Yes. The name. Linux sounds cooler than any of the other alternative OSs, and therefore it won them.


By 1994, when I first used Linux, it was vastly better than any other Unixes for interactive use. The basic Unix software was much higher quality than other Unixes (see the original "fuzz") paper for some measurements of this), much more featureful (look at the old joke about GNU Hello, the "hello, world" program with 150 options), and much more usable (e.g. --version and --help, long options in general, tab-completion and WYSIWYG command-line editing in bash; compare to csh !-2:s/vresion/version/).

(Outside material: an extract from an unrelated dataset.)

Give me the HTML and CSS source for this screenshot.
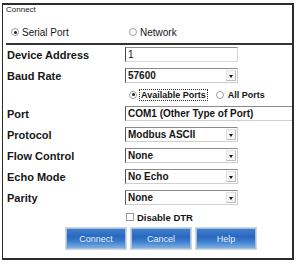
FILE: index.html
```html
<!DOCTYPE html>
<html>
<head>
<meta charset="utf-8">
<link rel="stylesheet" href="styles.css">
</head>
<body>
<div class="frame">
  <div class="title">Connect</div>
  <div class="conn-type">
    <div class="radio-item serial"><span class="radio on"></span><span>Serial Port</span></div>
    <div class="radio-item"><span class="radio"></span><span>Network</span></div>
  </div>
  <div class="sep"></div>
  <div class="form">
    <div class="lbl">Device Address</div>
    <div class="field input"><span class="val">1</span></div>

    <div class="lbl">Baud Rate</div>
    <div class="field select"><span class="val">57600</span><span class="arrow"></span></div>

    <div class="lbl"></div>
    <div class="ports">
      <span class="radio on"></span><span class="focus">Available Ports</span>
      <span class="radio all"></span><span>All Ports</span>
    </div>

    <div class="lbl">Port</div>
    <div class="field wide"><span class="val">COM1 (Other Type of Port)</span></div>

    <div class="lbl">Protocol</div>
    <div class="field select"><span class="val">Modbus ASCII</span><span class="arrow"></span></div>

    <div class="lbl">Flow Control</div>
    <div class="field select"><span class="val">None</span><span class="arrow"></span></div>

    <div class="lbl">Echo Mode</div>
    <div class="field select"><span class="val">No Echo</span><span class="arrow"></span></div>

    <div class="lbl">Parity</div>
    <div class="field select"><span class="val">None</span><span class="arrow"></span></div>

    <div class="lbl"></div>
    <div class="check"><span class="box"></span><span>Disable DTR</span></div>
  </div>
  <div class="buttons">
    <div class="btn">Connect</div>
    <div class="btn">Cancel</div>
    <div class="btn">Help</div>
  </div>
</div>
</body>
</html>
```

FILE: styles.css
```css
* { box-sizing: border-box; }
html, body { margin: 0; padding: 0; background: #fff; }
body { font-family: "Liberation Sans", Arial, sans-serif; color: #151515; }

.frame {
  margin: 3px 0 0 2px;
  width: 292px;
  height: 257px;
  border: 2px solid #2b2b2b;
  border-left-width: 1px;
  display: flex;
  flex-direction: column;
}

.title {
  height: 10px;
  line-height: 10px;
  font-size: 8px;
  padding-left: 3px;
  color: #222;
}

.conn-type {
  margin-top: 11px;
  height: 12px;
  display: flex;
  align-items: center;
  padding-left: 8px;
  font-size: 10px;
}
.radio-item { display: flex; align-items: center; gap: 3px; }
.radio-item.serial { width: 118px; }

.radio {
  width: 8px;
  height: 8px;
  border-radius: 50%;
  border: 1px solid #a0a0a0;
  background: #fff;
  position: relative;
  flex: none;
}
.radio.on::after {
  content: "";
  position: absolute;
  left: 1.5px; top: 1.5px;
  width: 3px; height: 3px;
  border-radius: 50%;
  background: #222;
}

.sep {
  margin-top: 5px;
  margin-left: 3px;
  height: 2px;
  background: #333;
}

.form {
  margin-top: 2px;
  padding-left: 4px;
  display: grid;
  grid-template-columns: 118px 1fr;
  grid-template-rows: 15px 15px 11px 15px 15px 15px 15px 15px 12px;
  row-gap: 6px;
}

.lbl {
  font-size: 11px;
  font-weight: bold;
  display: flex;
  align-items: center;
  color: #161616;
}

.field {
  width: 113px;
  height: 15px;
  border: 1px solid #cfcfcf;
  border-top-color: #8a8a8a;
  border-left-color: #555;
  display: flex;
  align-items: center;
  font-size: 10px;
  font-weight: bold;
  background: #fff;
}
.field.input { font-weight: normal; border-color: #8a8a8a #d8d8d8 #d8d8d8 #444; }
.field.wide { width: 167px; border-right: none; }
.val { flex: 1; padding-left: 2px; white-space: nowrap; overflow: hidden; }

.arrow {
  width: 10px;
  height: 11px;
  margin-right: 1px;
  border: 1px solid #e2e2e2;
  border-right-color: #bbb;
  border-bottom-color: #bbb;
  background: #f6f6f6;
  position: relative;
  flex: none;
}
.arrow::after {
  content: "";
  position: absolute;
  left: 2px; top: 4px;
  border-left: 2.5px solid transparent;
  border-right: 2.5px solid transparent;
  border-top: 3px solid #111;
}

.ports {
  display: flex;
  align-items: center;
  padding-left: 4px;
  font-size: 9px;
  font-weight: bold;
  gap: 2px;
}
.focus { border: 1px dotted #333; padding: 0 1px; line-height: 10px; }
.radio.all { margin-left: 6px; margin-right: 2px; }

.check {
  display: flex;
  align-items: center;
  gap: 3px;
  font-size: 9.5px;
  font-weight: bold;
  padding-left: 1px;
}
.box {
  width: 8px; height: 8px;
  border: 1px solid #999;
  background: #fff;
}

.buttons {
  margin-top: 5px;
  padding-left: 63px;
  display: flex;
  gap: 5px;
}
.btn {
  width: 60px;
  height: 21px;
  border: 1px solid #a9bfd8;
  box-shadow: 0 0 0 1px #d0d8e0;
  background: linear-gradient(#3f7fcf 0%, #2a68bd 40%, #3b7ccc 65%, #7db0e3 100%);
  color: #e4eefa;
  font-size: 9px;
  display: flex;
  align-items: center;
  justify-content: center;
}
```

Linux defaults in 1994: fvwm, rxvt, color (in ls and rxvt), Emacs, Seyon, less. Unix defaults in 1994: twm (or mwm if you were really unlucky), xterm (huge memory hog), black and white, vi (not Vim!), cu, and a more where you couldn't scroll backwards. Also remember term? You could get, approximately, an internet connection through a dialup shell account on Linux, by the simple expedient of recompiling all of your networking software to use term.

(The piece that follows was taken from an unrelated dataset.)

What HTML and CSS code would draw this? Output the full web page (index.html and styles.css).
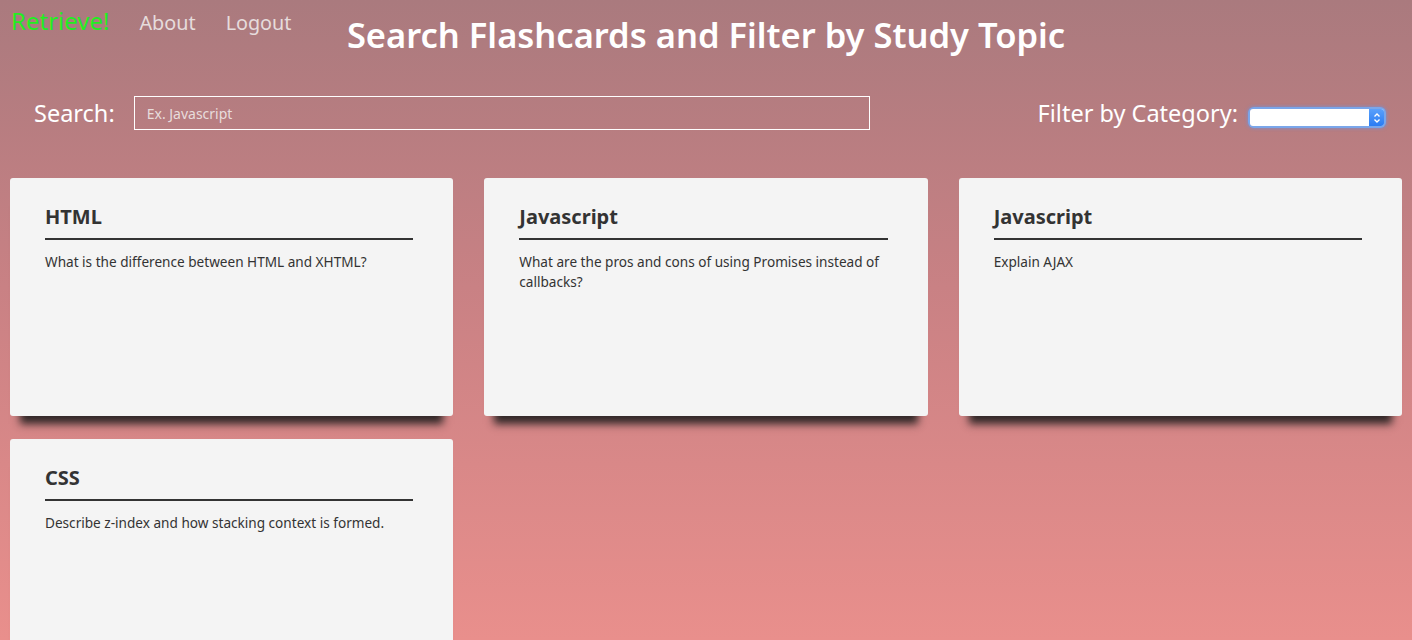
FILE: index.html
```html
<!DOCTYPE html>
<html>
<head>
<meta charset="utf-8">
<link rel="stylesheet" href="styles.css">
</head>
<body>
<header class="header">
  <nav class="nav">
    <a class="brand" href="#">Retrieve!</a>
    <a class="nav-link" href="#">About</a>
    <a class="nav-link" href="#">Logout</a>
  </nav>
  <h1 class="title">Search Flashcards and Filter by Study Topic</h1>
  <div></div>
</header>
<section class="controls">
  <div class="search">
    <label class="label">Search:</label>
    <input class="search-input" type="text" placeholder="Ex. Javascript">
  </div>
  <div class="filter">
    <label class="label">Filter by Category:</label>
    <div class="select-wrap">
      <select class="select"><option></option></select>
      <span class="select-btn">
        <svg width="8" height="12" viewBox="0 0 8 12"><path d="M1.5 4.5 L4 2 L6.5 4.5 M1.5 7.5 L4 10 L6.5 7.5" fill="none" stroke="#fff" stroke-width="1.4"/></svg>
      </span>
    </div>
  </div>
</section>
<main class="cards">
  <article class="card">
    <h2 class="card-title">HTML</h2>
    <p class="card-text">What is the difference between HTML and XHTML?</p>
  </article>
  <article class="card">
    <h2 class="card-title">Javascript</h2>
    <p class="card-text">What are the pros and cons of using Promises instead of callbacks?</p>
  </article>
  <article class="card">
    <h2 class="card-title">Javascript</h2>
    <p class="card-text">Explain AJAX</p>
  </article>
  <article class="card">
    <h2 class="card-title">CSS</h2>
    <p class="card-text">Describe z-index and how stacking context is formed.</p>
  </article>
</main>
</body>
</html>
```
FILE: styles.css
```css
html, body {
  margin: 0;
  height: 100%;
}
body {
  font-family: "Noto Sans", "Open Sans", sans-serif;
  background: linear-gradient(to bottom, #aa7a7e 0%, #c98184 45%, #e98f8c 100%);
  background-attachment: fixed;
  min-height: 640px;
  color: #fff;
  overflow: hidden;
}
.header {
  display: grid;
  grid-template-columns: 1fr auto 1fr;
  align-items: start;
  height: 70px;
}
.nav {
  display: flex;
  align-items: baseline;
  gap: 30px;
  padding: 6px 0 0 11px;
}
.nav a {
  text-decoration: none;
  line-height: 30px;
}
.brand {
  color: #22ee22;
  font-size: 24px;
}
.nav-link {
  color: #e6dcdc;
  font-size: 19.8px;
}
.title {
  margin: 0;
  padding-top: 14px;
  font-size: 34.5px;
  line-height: 42px;
  font-weight: 600;
  color: #fff;
}
.controls {
  display: flex;
  justify-content: space-between;
  align-items: center;
  padding: 26px 28px 0 34px;
  height: 34px;
}
.search, .filter {
  display: flex;
  align-items: center;
}
.label {
  font-size: 23.5px;
  color: #fff;
}
.search .label {
  margin-right: 19px;
}
.search-input {
  box-sizing: border-box;
  width: 736px;
  height: 34px;
  background: transparent;
  border: 1px solid #fff;
  padding: 0 12px;
  font-family: "Noto Sans", sans-serif;
  font-size: 14px;
  color: #fff;
  outline: none;
}
.search-input::placeholder {
  color: #e8dcdc;
}
.filter .label {
  margin-right: 12px;
}
.select-wrap {
  position: relative;
  width: 134px;
  height: 17px;
  margin-top: 9px;
  border-radius: 4px;
  box-shadow: 0 0 0 2px #7aa6ea, 0 0 3px 3px rgba(100,150,240,0.5);
}
.select {
  appearance: none;
  -webkit-appearance: none;
  display: block;
  width: 100%;
  height: 100%;
  border: none;
  border-radius: 3px;
  background: #fff;
  outline: none;
}
.select-btn {
  position: absolute;
  right: 0;
  top: 0;
  width: 15px;
  height: 17px;
  background: linear-gradient(#5aa0fb, #2a7cf3);
  border-radius: 0 3px 3px 0;
  display: flex;
  align-items: center;
  justify-content: center;
}
.cards {
  display: grid;
  grid-template-columns: repeat(3, 1fr);
  column-gap: 31px;
  row-gap: 23px;
  padding: 48px 10px 0 10px;
}
.card {
  box-sizing: border-box;
  height: 238px;
  background: #f4f4f4;
  border-radius: 3px;
  padding: 0 40px 0 35px;
  box-shadow: 0 18px 8px -10px rgba(40,35,35,0.95);
  color: #333;
}
.card-title {
  margin: 0;
  padding: 27px 0 9px;
  font-size: 20px;
  line-height: 24px;
  font-weight: 700;
  border-bottom: 2px solid #333;
}
.card-text {
  margin: 12px 0 0;
  font-size: 13.6px;
  line-height: 20px;
}
```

When I started using IRIX in 1994, ls to a terminal defaulted to single-column output; find . -follow -print on a directory with symlinks up the hierarchy would infinite-loop; find defaulted to starting from no directories and not doing anything with the files it found; etc. It had a much prettier GUI and 3-D acceleration, though.

Remember also that at the time Microsoft OSes shipped with no TCP/IP support.

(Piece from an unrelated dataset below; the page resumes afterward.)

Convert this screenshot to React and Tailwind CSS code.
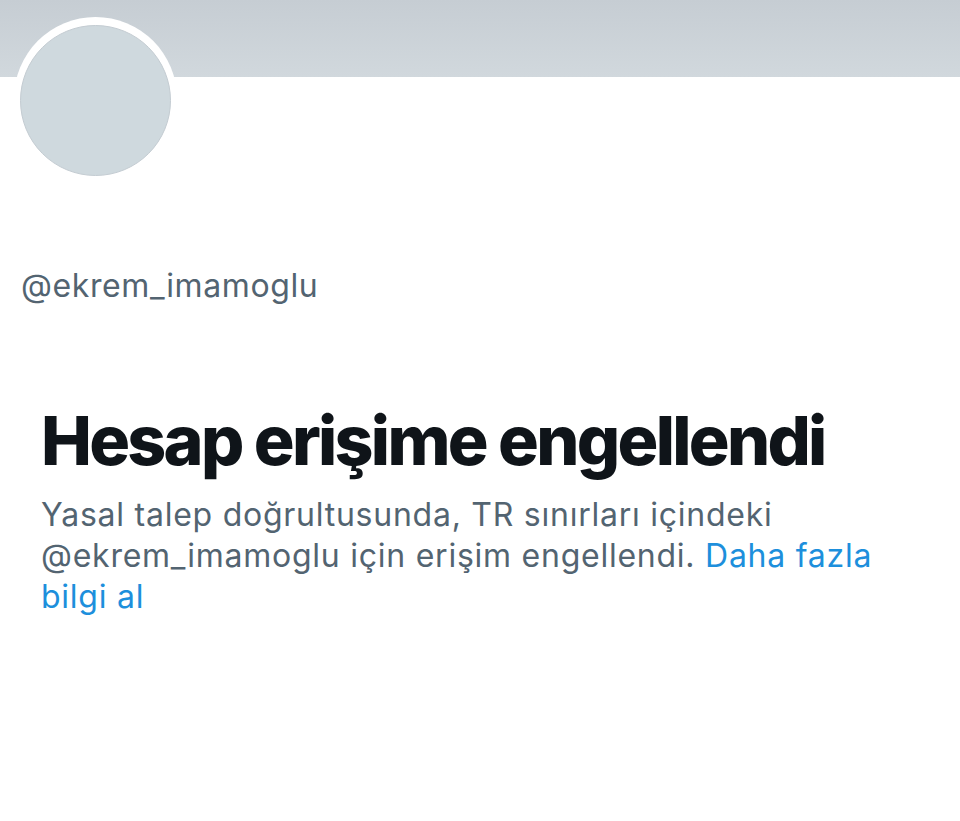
export default function App() {
  return (
    <div className="min-h-[821px] w-[960px] bg-white font-['Inter',sans-serif] overflow-hidden">
      {/* banner */}
      <div className="h-[77px] bg-gradient-to-b from-[#c6cdd3] to-[#d1d8dd]" />

      {/* avatar */}
      <div className="-mt-[60px] ml-[14px] w-[163px] h-[163px] rounded-full bg-white flex items-center justify-center">
        <div className="mt-[4px] w-[151px] h-[151px] rounded-full bg-[#cfd9de] border border-[#c4ccd2]" />
      </div>

      <div className="pl-[21px] mt-[88px]">
        <p className="text-[32px] leading-[36px] text-[#536471] tracking-[0.6px]">@ekrem_imamoglu</p>
      </div>

      <div className="pl-[41px] pr-[80px] mt-[96px]">
        <h1 className="text-[68px] leading-[80px] font-extrabold text-[#0f1419] tracking-[-2.7px]">
          Hesap erişime engellendi
        </h1>
        <p className="mt-[14px] text-[32px] leading-[41px] text-[#536471] tracking-[0.75px]">
          Yasal talep doğrultusunda, TR sınırları içindeki @ekrem_imamoglu için erişim engellendi.{' '}
          <span className="text-[#1d8fdc]">Daha fazla bilgi al</span>
        </p>
      </div>
    </div>
  );
}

Actually, Linux won over BSD because BSD's legal status was in question when AT&T sued BSDi.

Also, Linux was appealing for hackers, as even today, it's harder to contribute to BSD, having a more centralized development methodology than Linux.


Not only that. The BSD license does nothing to prevent a competitor from grabbing your contributions and make a proprietary product with them.

Linux is a better target for companies like Canonical or Red Hat because of the GPL.

BTW, this is why Linux is a better target for companies like IBM, HP, SGI, Oracle and so on: because when they contribute something they can expect to get all other contributions in return. There is no such guarantee in BSD.

And yes. The AT&T lawsuit did not improve BSD's prospects a bit.